On Gender
Politics

 

Men: Save Your Marriage


Women probably have a better idea of the male world and values than men do of women’s. Women are more required to deal with structure and facts as they are external, than are men with women’s relating and emotional truths. We all have to step outside; you can avoid stepping in. So I suspect it’s easier for men to be more ignorant of women’s orientation.

This hardly means women understand men any better than men do women. I don’t think they do. Neither gender makes much sense to the other, and every individual is as prone to ignoring other’s needs and context. Sometimes this is humorous (comedians make a good living with it), but often it results in tragedies like divorce. This has only become worse as society sees equality as sameness. Denying gender differences is “Correct.”

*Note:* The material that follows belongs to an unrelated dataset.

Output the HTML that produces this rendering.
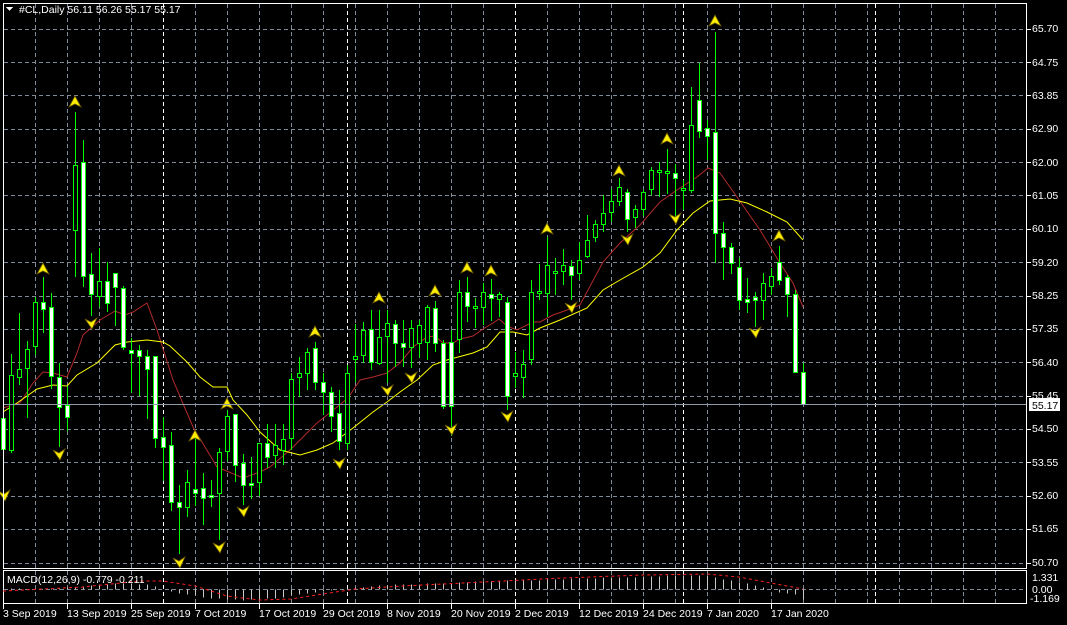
<!DOCTYPE html>
<html><head><meta charset="utf-8">
<style>
html,body{margin:0;padding:0;background:#000;width:1067px;height:625px;overflow:hidden}
svg{display:block}
text{font-family:"Liberation Sans",sans-serif;font-size:10.5px;fill:#fff}
</style></head><body>
<svg id="s" width="1067" height="625" viewBox="0 0 1067 625" xmlns="http://www.w3.org/2000/svg" shape-rendering="crispEdges">
<g id="grid"></g>
<g id="ma"></g>
<g id="candles"></g>
<g id="arrows" shape-rendering="auto"></g>
<line x1="3" y1="404.5" x2="1027" y2="404.5" stroke="#8c9aab" stroke-width="1"/>
<rect x="3.5" y="3.5" width="1023" height="565" fill="none" stroke="#fff"/>
<rect x="3.5" y="570.5" width="1023" height="33" fill="none" stroke="#fff"/>
<g id="macd"></g>
<g id="axis"></g>
<path d="M6 7 L13 7 L9.5 11 Z" fill="#fff"/>
<text x="19" y="13">#CL,Daily  56.11 56.26 55.17 55.17</text>
<text x="7" y="583">MACD(12,26,9) -0.779 -0.211</text>
<text x="1032" y="32">65.70</text><text x="1032" y="66">64.75</text><text x="1032" y="99">63.85</text><text x="1032" y="132">62.90</text>
<text x="1032" y="166">62.00</text><text x="1032" y="199">61.05</text><text x="1032" y="232">60.10</text><text x="1032" y="266">59.20</text>
<text x="1032" y="299">58.25</text><text x="1032" y="332">57.35</text><text x="1032" y="366">56.40</text><text x="1032" y="399">55.45</text>
<text x="1032" y="432">54.50</text><text x="1032" y="466">53.55</text><text x="1032" y="499">52.60</text><text x="1032" y="532">51.65</text>
<text x="1032" y="566">50.70</text>
<rect x="1029" y="398" width="31" height="13" fill="#fff"/>
<text x="1032" y="409" style="fill:#000">55.17</text>
<text x="1032" y="581">1.331</text><text x="1032" y="593">0.00</text><text x="1030" y="602">-1.169</text>
<text x="3" y="617">3 Sep 2019</text><text x="67" y="617">13 Sep 2019</text><text x="131" y="617">25 Sep 2019</text>
<text x="195" y="617">7 Oct 2019</text><text x="259" y="617">17 Oct 2019</text><text x="323" y="617">29 Oct 2019</text>
<text x="387" y="617">8 Nov 2019</text><text x="451" y="617">20 Nov 2019</text><text x="515" y="617">2 Dec 2019</text>
<text x="579" y="617">12 Dec 2019</text><text x="643" y="617">24 Dec 2019</text><text x="707" y="617">7 Jan 2020</text>
<text x="771" y="617">17 Jan 2020</text>
</svg>
<script>
var NS="http://www.w3.org/2000/svg";
function el(p,t,a){var e=document.createElementNS(NS,t);for(var k in a)e.setAttribute(k,a[k]);p.appendChild(e);return e;}
var g=document.getElementById('grid');
for(var x=35;x<1027;x+=32){el(g,'line',{x1:x+.5,y1:4,x2:x+.5,y2:568,stroke:'#7f8a99','stroke-dasharray':'4,3'});el(g,'line',{x1:x+.5,y1:571,x2:x+.5,y2:603,stroke:'#7f8a99','stroke-dasharray':'4,3'});}
[163,347,515,683,875].forEach(function(x){el(g,'line',{x1:x+.5,y1:4,x2:x+.5,y2:568,stroke:'#fff','stroke-dasharray':'4,3'});el(g,'line',{x1:x+.5,y1:571,x2:x+.5,y2:603,stroke:'#fff','stroke-dasharray':'4,3'});});
for(var k=0;k<17;k++){var y=Math.round(28.5+k*33.375)+.5;el(g,'line',{x1:4,y1:y,x2:1026,y2:y,stroke:'#7f8a99','stroke-dasharray':'4,3'});el(g,'line',{x1:1027,y1:y,x2:1031,y2:y,stroke:'#fff'});}
el(g,'line',{x1:4,y1:589.5,x2:1026,y2:589.5,stroke:'#7f8a99','stroke-dasharray':'4,3'});
var ax=document.getElementById('axis');
for(var x=3;x<=771;x+=64){el(ax,'line',{x1:x+.5,y1:604,x2:x+.5,y2:609,stroke:'#fff'});}
var C=[[408,488,418,449,1],[354,453,375,450,0],[313,385,369,377,0],[341,418,349,368,0],[297,355,302,346,0],[277,333,302,309,1],[293,389,307,376,1],[363,447,377,407,1],[386,431,405,417,1],[112,277,165,230,0],
[140,287,162,276,1],[253,316,274,294,1],[248,307,281,296,0],[262,312,281,303,1],[273,326,273,287,1],[286,350,288,347,1],[338,393,350,353,1],[345,396,350,356,1],[350,419,356,369,1],[356,448,356,438,1],
[417,481,437,447,1],[432,511,445,502,1],[485,554,502,507,1],[470,517,482,507,0],[435,506,489,493,1],[473,525,488,498,1],[480,507,495,497,1],[448,540,452,493,0],[410,461,416,451,0],[414,482,414,465,1],
[454,505,463,485,1],[457,499,483,485,1],[443,496,443,482,0],[424,468,443,457,1],[424,468,445,455,0],[424,465,439,450,0],[373,450,379,438,0],[357,397,373,377,0],[348,390,352,373,0],[342,390,348,382,1],
[373,415,382,392,1],[387,432,392,416,1],[390,450,413,441,1],[365,450,373,443,0],[324,382,356,359,0],[322,363,330,355,0],[310,370,329,362,1],[310,365,337,363,0],[310,383,323,336,0],[320,367,324,343,1],
[320,367,343,347,1],[320,368,328,347,0],[320,358,325,343,0],[305,360,307,342,0],[301,352,308,343,1],[340,409,343,406,1],[330,436,342,406,1],[280,353,292,339,0],[277,322,292,306,1],[298,328,306,308,0],
[283,325,292,307,0],[279,321,294,298,1],[292,317,294,299,0],[297,410,302,396,1],[352,388,373,376,0],[350,398,364,377,0],[280,365,292,359,0],[264,300,291,293,0],[237,317,265,293,0],[258,295,271,273,0],
[249,285,265,271,0],[260,300,266,275,1],[242,280,260,273,0],[215,258,240,256,0],[220,242,224,237,0],[195,232,213,224,0],[189,222,201,212,0],[178,206,187,201,0],[189,232,192,219,1],[205,228,209,217,0],
[190,216,192,209,0],[167,195,170,189,0],[162,197,170,172,0],[149,194,171,173,0],[164,217,173,178,1],[180,210,188,190,0],[87,193,125,190,0],[63,138,100,131,1],[120,160,128,136,1],[32,263,132,233,1],
[222,280,233,247,1],[243,274,247,263,1],[258,310,267,300,1],[278,313,299,302,1],[292,327,297,300,1],[273,320,283,300,0],[268,295,276,286,0],[246,285,262,280,1],[275,317,277,294,1],[290,373,294,372,1],[363,404,372,404,1]];
var cg=document.getElementById('candles');
C.forEach(function(c,i){var x=3+8*i;
 el(cg,'line',{x1:x+.5,y1:c[0],x2:x+.5,y2:c[1],stroke:'#00ff00'});
 var h=Math.max(c[3]-c[2],1);
 el(cg,'rect',{x:x-1.5,y:c[2]+.5,width:4,height:h,fill:c[4]?'#fff':'#000',stroke:'#00ff00'});
});
var ma=document.getElementById('ma');
var red="3,408 20,403 33,383 43,372 53,373 67,377 77,353 83,335 100,320 115,311 125,315 133,312 147,303 157,330 173,380 193,427 217,467 243,478 260,472 270,467 290,450 317,423 337,407 348,398 360,380 373,377 387,373 400,363 413,347 427,337 435,336 443,343 453,343 460,339 473,336 483,329 493,323 499,319 507,326 517,330 533,322 540,322 553,315 570,309 580,305 603,262 620,243 640,225 660,202 677,190 697,177 708,168 720,173 737,197 760,230 780,263 793,283 803,307";
var yel="3,412 17,403 37,389 53,385 67,386 77,375 97,363 115,345 127,342 147,340 163,342 170,346 187,362 200,377 213,387 227,387 233,400 247,415 260,432 280,450 300,455 317,450 333,443 353,428 373,412 387,402 400,392 417,380 433,365 447,360 473,353 487,347 500,332 513,332 527,335 540,328 560,320 587,308 603,290 620,280 643,267 660,253 677,230 693,213 710,201 730,199 747,203 767,212 787,222 803,240";
el(ma,'polyline',{points:red,fill:'none',stroke:'#b22a2a','stroke-width':1,'shape-rendering':'auto'});
el(ma,'polyline',{points:yel,fill:'none',stroke:'#ffff00','stroke-width':1,'shape-rendering':'auto'});
var ar=document.getElementById('arrows');
function up(x,y){el(ar,'path',{d:'M'+x+','+(y-6)+' L'+(x+6)+','+(y+5)+' L'+x+','+(y+2)+' L'+(x-6)+','+(y+5)+' Z',fill:'#ffee00',stroke:'#6b5a00','stroke-width':0.8});}
function dn(x,y){el(ar,'path',{d:'M'+(x+1)+','+(y+6)+' L'+(x+6)+','+(y-5)+' L'+x+','+(y-1)+' L'+(x-6)+','+(y-4)+' Z',fill:'#ffee00',stroke:'#6b5a00','stroke-width':0.8});}
[[43,269],[75,102],[227,404],[195,436],[315,332],[379,298],[435,291],[467,268],[491,271],[547,229],[619,171],[667,139],[715,21],[779,236]].forEach(function(p){up(p[0],p[1]);});
[[59,454],[91,323],[179,562],[219,547],[243,511],[339,463],[387,390],[411,377],[451,429],[507,416],[571,307],[627,239],[675,218],[755,332],[4,495]].forEach(function(p){dn(p[0],p[1]);});
function interp(kp,n){var out=[];for(var i=0;i<n;i++){for(var j=0;j<kp.length-1;j++){if(i>=kp[j][0]&&i<=kp[j+1][0]){var t=(i-kp[j][0])/((kp[j+1][0]-kp[j][0])||1);out.push(kp[j][1]+t*(kp[j+1][1]-kp[j][1]));break;}}}return out;}
var H=interp([[0,1],[5,0],[10,3],[14,6],[18,5],[20,0],[22,-4],[26,-9],[30,-11],[34,-9],[38,-4],[42,0],[46,3],[50,5],[56,6],[60,8],[66,9],[72,11],[78,12],[84,14],[88,14],[90,10],[93,6],[95,2],[96,0],[97,-3],[99,-5],[100,-10]],101);
var S=interp([[0,591],[10,587],[17,581],[20,581],[24,586],[28,596],[32,600],[36,599],[40,594],[44,589],[50,586],[60,582],[70,578],[80,575],[88,574],[92,577],[96,583],[100,589]],101);
var mg=document.getElementById('macd');
H.forEach(function(v,i){var x=3+8*i+.5;if(Math.abs(v)<0.6)return;el(mg,'line',{x1:x,y1:589.5,x2:x,y2:(589.5-Math.round(v)),stroke:'#c8c8c8'});});
el(mg,'polyline',{points:S.map(function(v,i){return (3+8*i)+','+v.toFixed(1);}).join(' '),fill:'none',stroke:'#ff2020','stroke-dasharray':'3,3','shape-rendering':'auto'});
</script>
</body></html>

Speaking for myself, the “girl world” was recently brought home by reading Rachel Simmons’ book Odd Girl Out. We men find our meaning in structure and orient to the external world. If the facts are wrong, you’re wrong. So it took a bit to realize the degree to which women live in an entirely different world of personal relating and connections, structure and facts having little meaning. It’s a whole different value system and orientation. While both men and women can be ambitious or greedy, or kind and saintly, it can be for different reasons and using different tools. Both may seek the same truth, but the terms they use and routes taken can have little to do with each other. It makes truly hearing each other difficult.

Apply this to marriage.

Men take their satisfaction from the structure itself: there simply being a family of which he is a part. It is an unspoken but constantly present satisfaction, whatever may happen within it.

But male satisfaction is female taken-for-granted. The most common reason women give for ending a marriage is not abuse or infidelity, but their being little relationship to it.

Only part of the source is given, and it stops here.